Eh bien, ma foi, je dois être d’un autre temps et d’un autre lieu, car il y a quelque chose au fond de moi qui n’aime rien de tout cela. Les Arabes voulaient la guerre et nous n’avions pas le choix, mais le résultat me fait peur. Nous avons perdu notre équilibre et notre sens des proportions. La guerre n’est pas notre fort en tant que peuple, et nos héros ne devraient pas être des généraux. Ces dieux-là sont pour les autres, pour les étrangers. Et les Arabes ne sont pas davantage des nazis, pas plus qu’Israël n’est en Europe, et personne ne devrait prétendre que nous réglons les comptes de l’Histoire. Israël est ici, et nous ne faisons ni partie de l’Europe, ni de l’Occident. Nous faisons partie des nombreux peuples de l’antique Moyen-Orient, nous sommes un peuple revenu au bercail après une longue errance, et nos voisins sont arabes et l’ont toujours été. Certes, ils ne sont pas obligés de nous accepter, mais, si nous voulons vivre ici, nous devons les accepter. Comment peut-on imaginer que nous pouvons refaire le monde en six jours et nous reposer pendant le septième ? Cela me terrifie. Une telle présomption ne peut qu’engendrer l’arrogance, l’hubris des Grecs anciens, l’insupportable fierté d’où découle toute tragédie humaine…
 

Tous ces personnages et quelques autres vont traverser les évènements fondateurs du conflit au Moyen-Orient. Halim, idéaliste israélien, endossera donc le rôle pendant plusieurs décennies d’un idéaliste arabe, incorruptible se tenant éloigner des intrigues politiques. Son influence grandissante, deviendra une légende qui le conduira avant la guerre dans un jardin de Jéricho. Un court temps de paix avant que la région ne bascule définitivement dans l’horreur et la folie au début des années soixante-dix. 

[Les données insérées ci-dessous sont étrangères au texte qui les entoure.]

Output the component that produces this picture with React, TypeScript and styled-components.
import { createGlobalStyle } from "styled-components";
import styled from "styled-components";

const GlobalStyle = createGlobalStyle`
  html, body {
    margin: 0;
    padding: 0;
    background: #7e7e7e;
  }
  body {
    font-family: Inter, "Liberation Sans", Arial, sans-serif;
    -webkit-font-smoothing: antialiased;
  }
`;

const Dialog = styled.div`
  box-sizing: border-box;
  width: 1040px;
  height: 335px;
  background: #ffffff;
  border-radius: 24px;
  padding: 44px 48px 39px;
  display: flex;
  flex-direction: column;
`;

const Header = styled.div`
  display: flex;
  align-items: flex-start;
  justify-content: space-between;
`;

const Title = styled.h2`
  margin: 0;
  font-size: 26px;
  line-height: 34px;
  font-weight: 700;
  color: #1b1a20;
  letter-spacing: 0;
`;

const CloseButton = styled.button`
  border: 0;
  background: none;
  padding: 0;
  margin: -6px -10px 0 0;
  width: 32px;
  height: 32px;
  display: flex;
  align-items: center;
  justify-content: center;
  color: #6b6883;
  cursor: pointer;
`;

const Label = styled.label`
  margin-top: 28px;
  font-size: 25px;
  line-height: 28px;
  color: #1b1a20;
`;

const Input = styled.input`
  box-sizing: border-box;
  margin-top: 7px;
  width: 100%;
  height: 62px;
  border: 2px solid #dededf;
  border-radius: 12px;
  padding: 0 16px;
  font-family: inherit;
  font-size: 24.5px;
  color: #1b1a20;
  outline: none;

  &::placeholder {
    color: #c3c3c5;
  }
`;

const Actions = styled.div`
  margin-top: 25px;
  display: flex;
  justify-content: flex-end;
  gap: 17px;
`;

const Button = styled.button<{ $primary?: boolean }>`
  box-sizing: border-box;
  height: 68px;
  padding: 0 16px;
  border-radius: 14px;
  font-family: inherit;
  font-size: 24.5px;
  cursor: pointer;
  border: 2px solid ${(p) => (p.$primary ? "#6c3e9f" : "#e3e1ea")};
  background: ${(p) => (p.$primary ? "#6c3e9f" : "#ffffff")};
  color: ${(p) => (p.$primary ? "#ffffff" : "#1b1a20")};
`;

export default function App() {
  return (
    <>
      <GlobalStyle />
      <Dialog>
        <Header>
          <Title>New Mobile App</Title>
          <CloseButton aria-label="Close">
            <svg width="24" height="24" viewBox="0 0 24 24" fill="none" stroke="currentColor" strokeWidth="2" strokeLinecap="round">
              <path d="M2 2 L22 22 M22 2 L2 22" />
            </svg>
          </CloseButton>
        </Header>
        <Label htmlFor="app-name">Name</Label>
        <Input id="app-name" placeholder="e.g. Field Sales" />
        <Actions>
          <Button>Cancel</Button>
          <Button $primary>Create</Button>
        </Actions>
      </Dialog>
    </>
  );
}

Des idéalistes japonais massacrant des pèlerins portoricains en Israël ? Pour venger les torts subis par des Arabes de Palestine du fait des Arabes de Jordanie ? Dans l’espoir de devenir des étoiles dans le ciel ?
Un acte dément, grotesque, avec un masque de dignité humaine plaqué sur le visage de la folie. Même en tenant compte du triste penchant qu’a l’homme à se bercer d’illusions, sans parler de l’habileté du KGB en matière de manipulation, le rôle de la noirceur et de la démence dans les affaires humaines semblait parfois tout-puissant à Tajar.

 

Tandis que certains trouveront la paix dans cette région, Halim se trouvera de plus en plus démuni quand Israël interviendra à son tour dans l’horreur libanaise. Délaissé par son camp et devenu un agent syrien de premier plan, il constatera avec désarroi la déliquescence de ce pays. 

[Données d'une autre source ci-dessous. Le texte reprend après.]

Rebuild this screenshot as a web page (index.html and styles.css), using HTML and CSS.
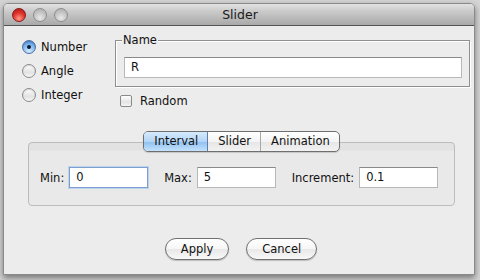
FILE: index.html
```html
<!DOCTYPE html>
<html>
<head>
<meta charset="utf-8">
<link rel="stylesheet" href="styles.css">
</head>
<body>
<div class="window">
  <div class="titlebar">
    <div class="lights">
      <span class="light red"></span>
      <span class="light"></span>
      <span class="light"></span>
    </div>
    <div class="title">Slider</div>
    <div class="spacer"></div>
  </div>
  <div class="content">
    <div class="top">
      <div class="radios">
        <div class="radio-row"><span class="radio checked"><span class="dot"></span></span><span class="lbl">Number</span></div>
        <div class="radio-row"><span class="radio"></span><span class="lbl">Angle</span></div>
        <div class="radio-row"><span class="radio"></span><span class="lbl">Integer</span></div>
      </div>
      <div class="right">
        <div class="group">
          <span class="legend">Name</span>
          <div class="field">R</div>
        </div>
        <div class="check-row"><span class="checkbox"></span><span class="lbl">Random</span></div>
      </div>
    </div>
    <div class="tabs-area">
      <div class="tabbar">
        <div class="tabs">
          <span class="tab active">Interval</span>
          <span class="tab">Slider</span>
          <span class="tab">Animation</span>
        </div>
      </div>
      <div class="panel">
        <div class="row">
          <span class="flabel">Min:</span><div class="field small focus">0</div>
          <span class="flabel">Max:</span><div class="field small">5</div>
          <span class="flabel">Increment:</span><div class="field small">0.1</div>
        </div>
      </div>
    </div>
    <div class="buttons">
      <span class="btn">Apply</span>
      <span class="btn">Cancel</span>
    </div>
  </div>
</div>
</body>
</html>
```
FILE: styles.css
```css
html, body {
  margin: 0;
  padding: 0;
}
body {
  width: 480px;
  height: 280px;
  background: #d4d4d4;
  font-family: "DejaVu Sans", sans-serif;
  font-size: 11.5px;
  color: #111;
  overflow: hidden;
}
.window {
  margin: 3px 0 0 3px;
  width: 472px;
  height: 272px;
  box-sizing: border-box;
  border: 1px solid #8a8a8a;
  border-radius: 5px 5px 0 0;
  background: #ececec;
  box-shadow: 0 3px 6px rgba(0,0,0,0.45);
}
.titlebar {
  height: 21px;
  border-bottom: 1px solid #555;
  border-radius: 4px 4px 0 0;
  background: linear-gradient(#e2e2e2, #cdcdcd 30%, #a9a9a9);
  display: grid;
  grid-template-columns: 1fr auto 1fr;
  align-items: center;
}
.lights {
  display: flex;
  gap: 7px;
  padding-left: 8px;
}
.light {
  width: 14px;
  height: 14px;
  border-radius: 50%;
  box-sizing: border-box;
  border: 1px solid #8e8e8e;
  background: radial-gradient(circle at 50% 75%, #e8e8e8 0, #c4c4c4 55%, #a8a8a8 100%);
}
.light.red {
  border-color: #8c1a1a;
  background: radial-gradient(circle at 50% 80%, #ff9a8a 0, #e0362c 50%, #a81414 100%);
}
.title {
  font-size: 12.5px;
  color: #1a1a1a;
  padding-left: 2px;
}
.content {
  display: flex;
  flex-direction: column;
}
.top {
  display: flex;
  padding: 14px 0 0 18px;
}
.radios {
  width: 93px;
  display: flex;
  flex-direction: column;
  gap: 10px;
}
.radio-row {
  display: flex;
  align-items: center;
  height: 14px;
  line-height: 14px;
}
.radio {
  width: 14px;
  height: 14px;
  box-sizing: border-box;
  border-radius: 50%;
  border: 1px solid #8a8a8a;
  background: linear-gradient(#ffffff, #e2e2e2 60%, #f6f6f6);
  box-shadow: inset 0 1px 1px rgba(0,0,0,0.15);
  margin-right: 5px;
  display: flex;
  align-items: center;
  justify-content: center;
  flex: none;
}
.radio.checked {
  border-color: #4a6fa5;
  background: radial-gradient(circle at 50% 85%, #d4ecff 0, #7fb6ec 55%, #3d7fd0 100%);
}
.dot {
  width: 4px;
  height: 4px;
  border-radius: 50%;
  background: #0d1a33;
}
.right {
  width: 355px;
}
.group {
  position: relative;
  height: 47px;
  box-sizing: border-box;
  border: 1px solid #8f8f8f;
  box-shadow: inset 1px 1px 0 #fff, 1px 1px 0 #fff;
  padding: 16px 7px 8px 8px;
}
.legend {
  position: absolute;
  top: -8px;
  left: 6px;
  padding: 0 1px;
  line-height: 15px;
  background: #ececec;
  color: #111;
}
.field {
  height: 21px;
  box-sizing: border-box;
  background: #fff;
  border: 1px solid #b8b8b8;
  border-top-color: #8a8a8a;
  padding-left: 6px;
  line-height: 19px;
  color: #111;
}
.check-row {
  display: flex;
  align-items: center;
  height: 12px;
  line-height: 12px;
  margin: 8px 0 0 5px;
}
.checkbox {
  width: 12px;
  height: 12px;
  box-sizing: border-box;
  border: 1px solid #8a8a8a;
  border-radius: 2px;
  background: linear-gradient(#ffffff, #e4e4e4 60%, #f4f4f4);
  margin-right: 8px;
  flex: none;
}
.tabs-area {
  margin: 24px 0 0 24px;
  width: 427px;
}
.tabbar {
  display: flex;
  justify-content: center;
  margin-bottom: -10px;
  position: relative;
  z-index: 1;
}
.tabs {
  display: flex;
  height: 21px;
  box-sizing: border-box;
  border: 1px solid #6f6f6f;
  border-radius: 5px;
  overflow: hidden;
  background: linear-gradient(#ffffff, #f4f4f4 50%, #e6e6e6 51%, #f2f2f2);
  box-shadow: 0 1px 1px rgba(0,0,0,0.15);
}
.tab {
  padding: 0 9px 0 10px;
  line-height: 19px;
  border-left: 1px solid #a8a8a8;
  color: #111;
}
.tab:first-child {
  border-left: none;
}
.tab.active {
  background: linear-gradient(#d6eafc, #b4d6f6 50%, #8ec0f0 51%, #c4e2fc);
  border-right: 1px solid #5c7fae;
}
.tab.active + .tab {
  border-left: none;
}
.panel {
  height: 64px;
  box-sizing: border-box;
  border: 1px solid #bcbcbc;
  border-radius: 4px;
  background: linear-gradient(#e2e2e2, #e2e2e2 7px, #e9e9e9 8px);
  padding: 24px 0 0 11px;
}
.row {
  display: flex;
  align-items: center;
  height: 21px;
}
.flabel {
  margin-right: 5px;
}
.field.small {
  width: 80px;
  height: 21px;
  margin-right: 16px;
}
.field.focus {
  border-color: #7d9fd0;
  box-shadow: 0 0 0 1px #bdd2ec;
}
.buttons {
  display: flex;
  justify-content: center;
  gap: 17px;
  margin-top: 32px;
  padding-left: 4px;
}
.btn {
  height: 22px;
  box-sizing: border-box;
  border: 1px solid #707070;
  border-radius: 11px;
  padding: 0 15px;
  line-height: 20px;
  background: linear-gradient(#ffffff, #f6f6f6 50%, #e8e8e8 51%, #f8f8f8);
  box-shadow: 0 1px 1px rgba(0,0,0,0.2);
  color: #111;
}
```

Quant au Coureur, il s’efforçait tout simplement de survivre au fond de lui-même, étonné de par la distance qui le séparait désormais de son moi d’antan. Il se rappelait Yossi comme il se serait rappelé un ami d’enfance. Il connaissait la vie de cet homme dans ses moindres détails, mais c’était comme un souvenir issu d’un autre monde. Les espoirs de Yossi, les craintes de Yossi… ce n’étaient plus les siens. Halim savait ce qu’était un déguisement, et le visage émacié qu’il découvrait dans son miroir, avec ses cheveux blancs et ses yeux enfoncés, dans leurs orbites, ne signifiait pas grand-chose pour lui. C’étaient les changements intérieurs qui le laissaient abasourdi à mesure que Yossi s’estompait dans le passé.
Pour survivre, semblait-il au Coureur, on n’avait besoin de faire que des petits pas. Mais les changements dont il était le témoin avaient un caractère définitif proprement attristant.

Les murailles de Jéricho (personnellement j’aurai préféré la traduction littérale de Jerico Mosaic plus en rapport avec le texte) est un roman d’espionnage et un passage en revue d’une page d'histoire. C’est aussi beaucoup plus. Tous les personnages sont profondément humains à la recherche de la paix tant politique qu’intérieure. Certains la trouveront, d’autres feront face à une tragédie. Quoi qu’il en soit on regrette que le rêve de Stern ne ce soit jamais concrétisé ailleurs que dans un jardin de Jéricho…

Un excellent roman et une très belle conclusion au Quatuor de Jérusalem.